> REQUIRED WORK
Quote the listing in full, exactly as given, minus any pictures.

begin SOURCE RECORDS

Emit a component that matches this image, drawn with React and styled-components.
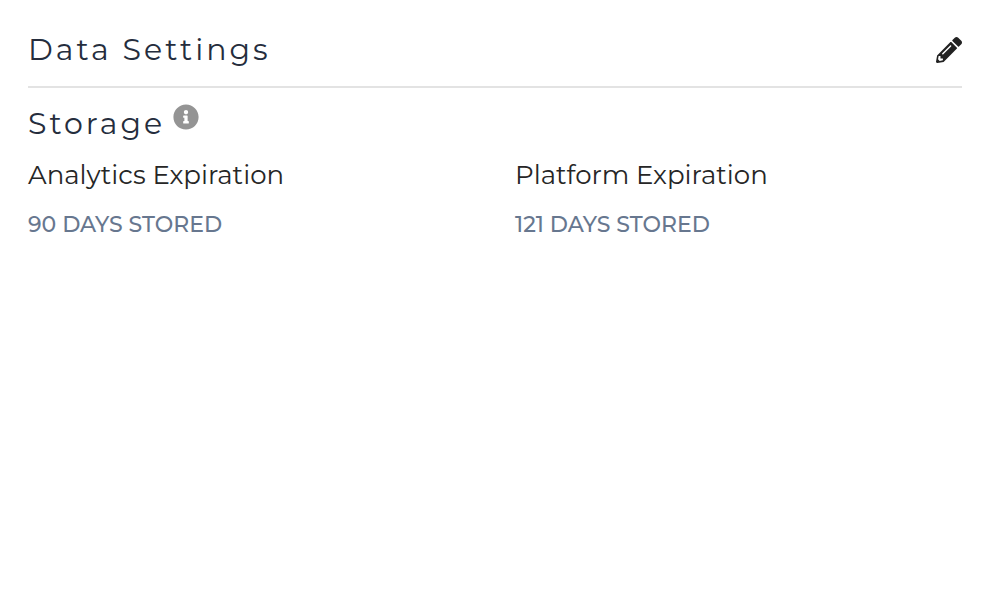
import React from "react";
import styled, { createGlobalStyle } from "styled-components";
import { FaInfoCircle, FaPencilAlt } from "react-icons/fa";

const settings = [
  { label: "Analytics Expiration", days: 90 },
  { label: "Platform Expiration", days: 121 },
];

const App = () => {
  return (
    <>
      <GlobalStyle />
      <DataSettingsWrapper>
        <Header>
          <Title>Data Settings</Title>
          <IconButton type="button" aria-label="Edit data settings">
            <FaPencilAlt size={26} />
          </IconButton>
        </Header>
        <SectionHeader>
          <Title as="h2">Storage</Title>
          <IconButton type="button" aria-label="About storage" $muted>
            <FaInfoCircle size={26} />
          </IconButton>
        </SectionHeader>
        <SettingList>
          {settings.map(({ label, days }) => (
            <div key={label}>
              <Label>{label}</Label>
              <Value>{days} days stored</Value>
            </div>
          ))}
        </SettingList>
      </DataSettingsWrapper>
    </>
  );
};

const GlobalStyle = createGlobalStyle`
  body {
    margin: 0;
    background: #fff;
    color: #262626;
    font-family: Montserrat, Inter, "Liberation Sans", sans-serif;
  }
`;

const DataSettingsWrapper = styled.main`
  padding: 30px 40px 30px 28px;
`;

const Header = styled.header`
  display: flex;
  align-items: center;
  justify-content: space-between;
  padding-bottom: 16px;
  border-bottom: 2px solid #e3e3e3;
`;

const SectionHeader = styled.div`
  display: flex;
  align-items: flex-start;
  gap: 8px;
  padding-top: 16px;
`;

const Title = styled.h1`
  margin: 0;
  color: #252d3d;
  font-size: 30px;
  font-weight: 400;
  line-height: 40px;
  letter-spacing: 3px;
`;

const IconButton = styled.button`
  display: flex;
  padding: 0;
  border: 0;
  background: none;
  color: ${({ $muted }) => ($muted ? "#949494" : "#222")};
  cursor: pointer;
`;

const SettingList = styled.dl`
  display: grid;
  grid-template-columns: repeat(2, 1fr);
  gap: 40px;
  margin: 12px 0 0;
`;

const Label = styled.dt`
  font-size: 26px;
  font-weight: 400;
  line-height: 38px;
`;

const Value = styled.dd`
  margin: 16px 0 0;
  color: #67778f;
  font-size: 22px;
  font-weight: 500;
  line-height: 30px;
  text-transform: uppercase;
`;

export default App;
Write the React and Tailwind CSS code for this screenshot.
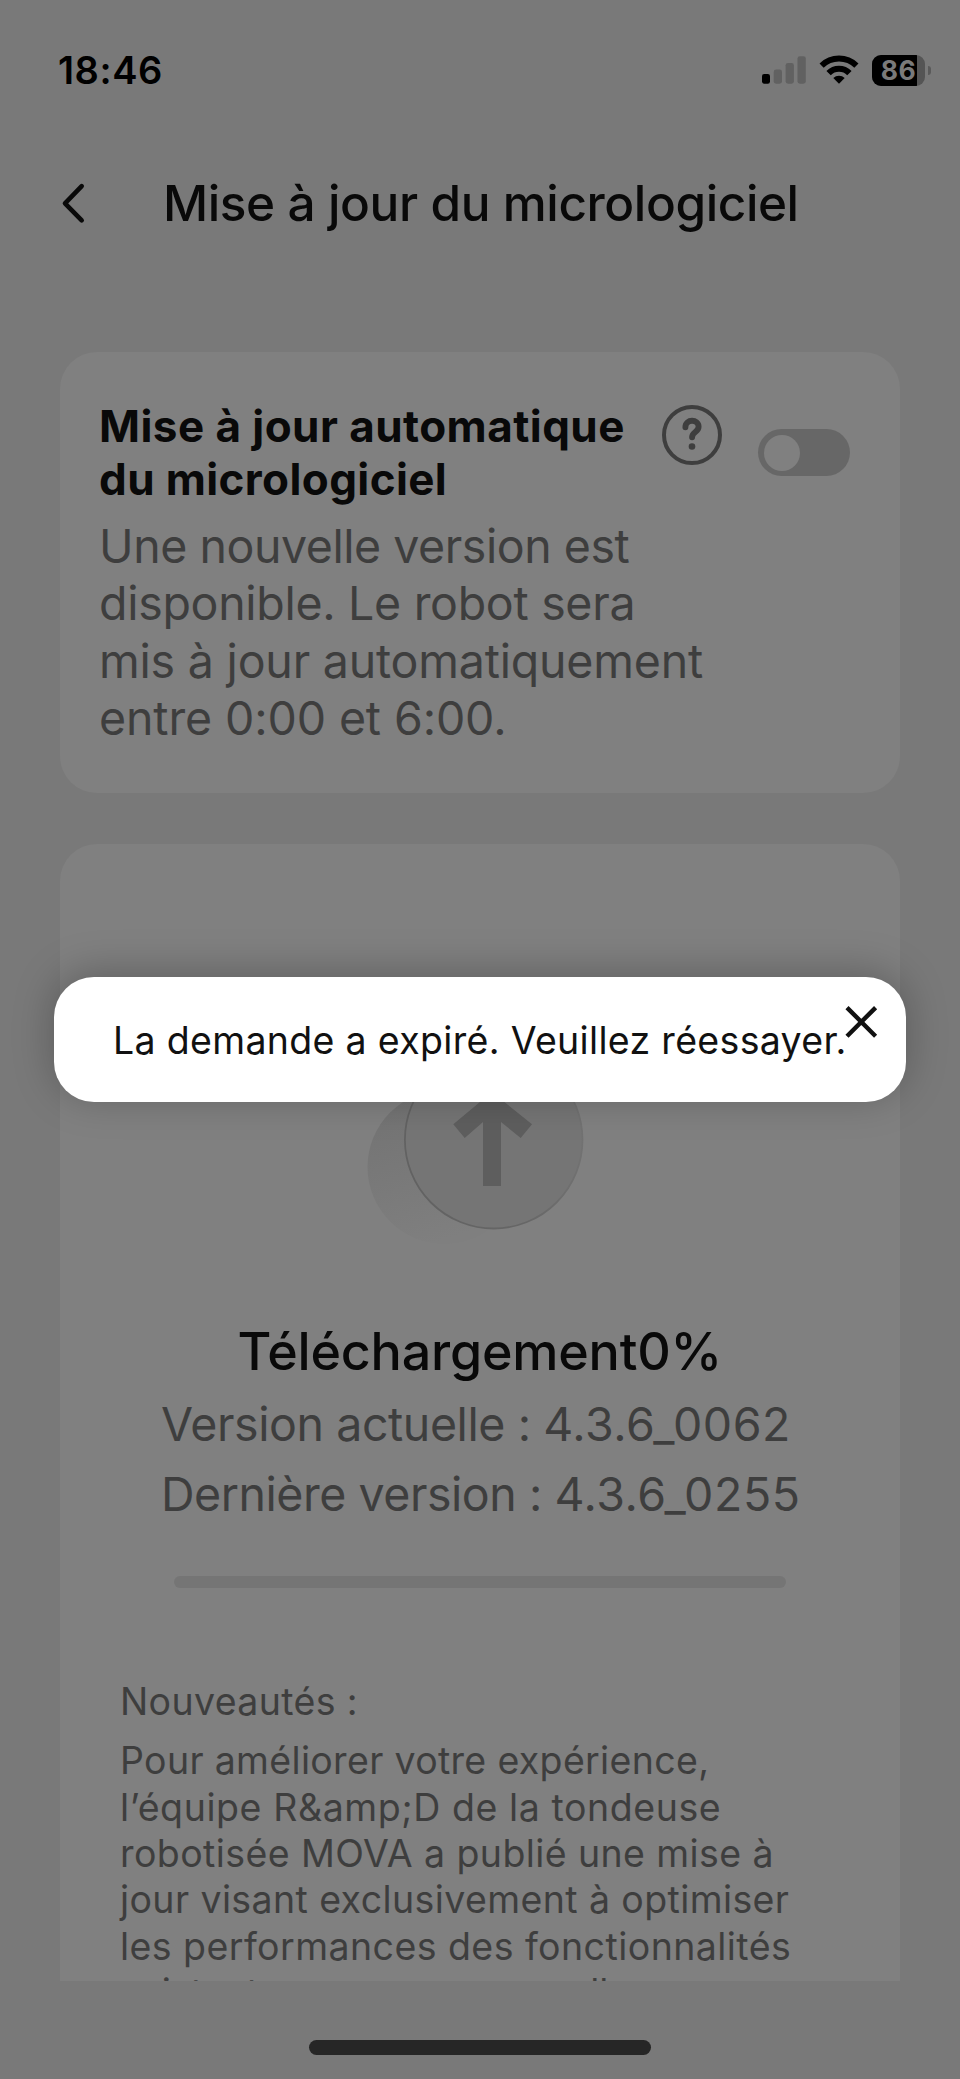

end SOURCE RECORDS

> REPLY TO THE TASK
Emit a component that matches this image, drawn with React and styled-components.
import React from "react";
import styled, { createGlobalStyle } from "styled-components";
import { FaInfoCircle, FaPencilAlt } from "react-icons/fa";

const settings = [
  { label: "Analytics Expiration", days: 90 },
  { label: "Platform Expiration", days: 121 },
];

const App = () => {
  return (
    <>
      <GlobalStyle />
      <DataSettingsWrapper>
        <Header>
          <Title>Data Settings</Title>
          <IconButton type="button" aria-label="Edit data settings">
            <FaPencilAlt size={26} />
          </IconButton>
        </Header>
        <SectionHeader>
          <Title as="h2">Storage</Title>
          <IconButton type="button" aria-label="About storage" $muted>
            <FaInfoCircle size={26} />
          </IconButton>
        </SectionHeader>
        <SettingList>
          {settings.map(({ label, days }) => (
            <div key={label}>
              <Label>{label}</Label>
              <Value>{days} days stored</Value>
            </div>
          ))}
        </SettingList>
      </DataSettingsWrapper>
    </>
  );
};

const GlobalStyle = createGlobalStyle`
  body {
    margin: 0;
    background: #fff;
    color: #262626;
    font-family: Montserrat, Inter, "Liberation Sans", sans-serif;
  }
`;

const DataSettingsWrapper = styled.main`
  padding: 30px 40px 30px 28px;
`;

const Header = styled.header`
  display: flex;
  align-items: center;
  justify-content: space-between;
  padding-bottom: 16px;
  border-bottom: 2px solid #e3e3e3;
`;

const SectionHeader = styled.div`
  display: flex;
  align-items: flex-start;
  gap: 8px;
  padding-top: 16px;
`;

const Title = styled.h1`
  margin: 0;
  color: #252d3d;
  font-size: 30px;
  font-weight: 400;
  line-height: 40px;
  letter-spacing: 3px;
`;

const IconButton = styled.button`
  display: flex;
  padding: 0;
  border: 0;
  background: none;
  color: ${({ $muted }) => ($muted ? "#949494" : "#222")};
  cursor: pointer;
`;

const SettingList = styled.dl`
  display: grid;
  grid-template-columns: repeat(2, 1fr);
  gap: 40px;
  margin: 12px 0 0;
`;

const Label = styled.dt`
  font-size: 26px;
  font-weight: 400;
  line-height: 38px;
`;

const Value = styled.dd`
  margin: 16px 0 0;
  color: #67778f;
  font-size: 22px;
  font-weight: 500;
  line-height: 30px;
  text-transform: uppercase;
`;

export default App;
Write the React and Tailwind CSS code for this screenshot.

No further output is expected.